Having been made aware of my partiality towards seafood, our enthusiastic waiter suggested I go for their ‘Catch of the Day’ – Whole Cornish Sea Bream with Fennel, Orange and Chicory, which I have to say was supreme, with the twist of orange really adding a new dimension to it. A tender and succulent side dish of Green Bean with Shallots and Parsley proved the perfect partnering.
With a fondness for Lamb, my partner could not resist the Lamb Cutlets Reform, served with black truffle, ham hock, although was a bit surprised to find it served with beetroot, that was not detailed on the menu and not a very pleasant surprise given that neither of us were particularly keen on it. Her side of Tomato Salad was also sadly not the most inspiring choice on the menu.
When it came round to dessert, I could not refrain from the irresistible temptation of Norfolk Treacle Tart with Jersey Pouring Cream, which having not had Treacle Tart for at least 10 years, and rarely seeing it on any restaurant menus, proved a winning finale that rekindled some childhood sentiments.
The Chocolate Pot with Amadei Chocolate and Salt Caramel that my partner went for was like a deadly sin in a glass, tantalisingly more-ish yet you just knew that you shouldn’t.
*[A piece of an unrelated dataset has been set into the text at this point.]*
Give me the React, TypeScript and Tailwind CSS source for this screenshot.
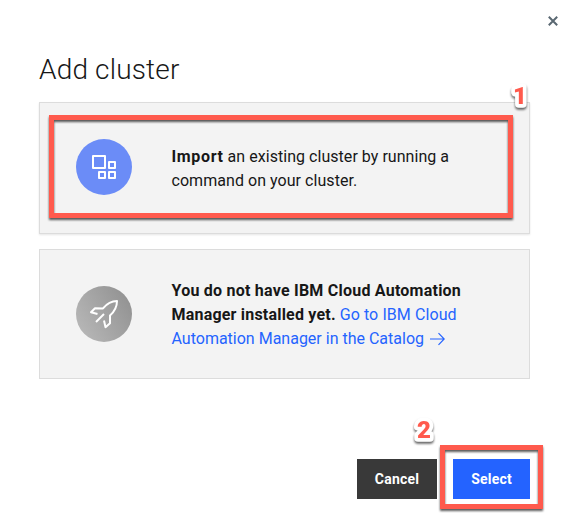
import type { ReactNode } from "react";

function Callout({ n, className }: { n: string; className: string }) {
  return (
    <svg className={`absolute overflow-visible ${className}`} width="20" height="26" viewBox="0 0 20 26">
      <text
        x="10"
        y="19.5"
        textAnchor="middle"
        className="fill-[#ff5a4d] stroke-white font-['Roboto',sans-serif] text-[24px] font-black drop-shadow-[0_2px_1px_rgba(0,0,0,0.6)]"
        strokeWidth="7.5"
        strokeLinejoin="round"
        paintOrder="stroke"
      >
        {n}
      </text>
    </svg>
  );
}

function Card({ icon, children, className }: { icon: ReactNode; children: ReactNode; className: string }) {
  return (
    <section className={`relative flex items-center border border-[#dcdcdc] bg-[#f3f3f3] pl-9 ${className}`}>
      {icon}
      <p className="mt-0.5 ml-[39.5px] text-base leading-6 whitespace-nowrap">{children}</p>
    </section>
  );
}

export default function App() {
  return (
    <main className="relative h-[523px] w-[567px] overflow-hidden bg-white pl-[39px] font-['Roboto',sans-serif] text-[#171717]">
      <header className="h-[102px] pr-[9px]">
        <div className="flex h-[50px] justify-end pt-4">
          <button aria-label="Close" className="h-[10px] w-[10px]">
            <svg width="10" height="10" viewBox="0 0 10 10" fill="none" stroke="#5a6872" strokeWidth="2">
              <path d="M.8.8 9.2 9.2M9.2.8.8 9.2" />
            </svg>
          </button>
        </div>
        <h1 className="text-[28px] leading-[39px] font-light tracking-[0.17px]">Add cluster</h1>
      </header>

      <Card
        className="h-[132px] w-[491px] shadow-[0_1px_2px_rgba(0,0,0,0.1)]"
        icon={
          <svg className="-mt-0.5" width="56" height="56" viewBox="0 0 56 56">
            <circle cx="28" cy="28" r="28" fill="#6b8cf7" />
            <g fill="none" stroke="#fff" strokeWidth="2" strokeLinejoin="round">
              <rect x="17" y="17" width="12" height="12" />
              <rect x="33" y="23" width="6" height="6" />
              <rect x="23" y="33" width="6" height="6" />
              <rect x="33" y="33" width="6" height="6" />
            </g>
          </svg>
        }
      >
        <span className="block">
          <b className="font-bold tracking-[0.65px]">Import</b>{" "}
          <span className="tracking-[0.04px]">an existing cluster by running a</span>
        </span>
        <span className="block tracking-[0.05px]">command on your cluster.</span>
        <span className="pointer-events-none absolute top-3 left-[9px] h-[103px] w-[464px] border-5 border-[#ff5a4d] drop-shadow-[0_2px_1px_rgba(0,0,0,0.65)]" />
        <Callout n="1" className="-top-[19px] left-[470px]" />
      </Card>

      <Card
        className="mt-[15px] h-[130px] w-[491px]"
        icon={
          <svg width="56" height="56" viewBox="0 0 56 56">
            <defs>
              <linearGradient id="gray" x1="0" y1="0.8" x2="1" y2="0.2">
                <stop offset="0" stopColor="#b8b8b8" />
                <stop offset="1" stopColor="#919191" />
              </linearGradient>
            </defs>
            <circle cx="28" cy="28" r="28" fill="url(#gray)" />
            <g fill="none" stroke="#fff" strokeWidth="2" strokeLinejoin="round">
              <path d="M21.5 28 15 26.3 19 22.2 27 22.4C31 17.5 35 15 41 15 41 21 38.5 25.5 34 29.5L34 37.2 29.5 41.2 28 34.5" />
              <path d="M28 28 20 36" />
            </g>
          </svg>
        }
      >
        <b className="block font-bold tracking-[0.23px]">You do not have IBM Cloud Automation</b>
        <span className="block">
          <b className="font-bold tracking-[0.2px]">Manager installed yet.</b>{" "}
          <a className="tracking-[0.08px] text-[#2463ff]">Go to IBM Cloud</a>
        </span>
        <a className="flex items-center text-[#2463ff]">
          <span>Automation Manager in the Catalog</span>
          <svg className="-mt-px ml-1.5" width="15" height="14" viewBox="0 0 15 14" fill="none" stroke="currentColor" strokeWidth="1.2">
            <path d="M0 7H14M8.5 1.2 14.2 7 8.5 12.8" />
          </svg>
        </a>
      </Card>

      <footer className="mt-20 flex h-10 w-[491px] justify-end gap-4 text-sm font-bold text-white">
        <button className="w-20 bg-[#393939] tracking-[0.2px]">Cancel</button>
        <div className="relative w-[77px]">
          <button className="h-10 w-[77px] bg-[#2463ff] tracking-[0.2px]">Select</button>
          <span className="pointer-events-none absolute -top-[14px] -left-[13px] h-[64px] w-[103px] border-5 border-[#ff5a4d] drop-shadow-[0_2px_1px_rgba(0,0,0,0.65)]" />
          <Callout n="2" className="-top-[41px] -left-[39px]" />
        </div>
      </footer>
    </main>
  );
}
Three courses down and besides the Lamb Cutlets versus Beetroot debacle, we were both thoroughly impressed as a whole, and washed-down with some exotic cocktails was a real eye-opener that hotel restaurants are evidently not to be over-looked. In fact I would have to say that upon this occasion it was actually the restaurant that would be my reason for returning.
Also worthy of a mention was the very knowledgeable bar manager Vladimir, who is about as enthusiastic as they come and not only prepared us a wide array of enticing cocktails, but explained the history of gin and vodka for us, which included an introduction to the exceptional UK distilled Chase Vodka; namely the Marmalade variant that is definitely one to look out for.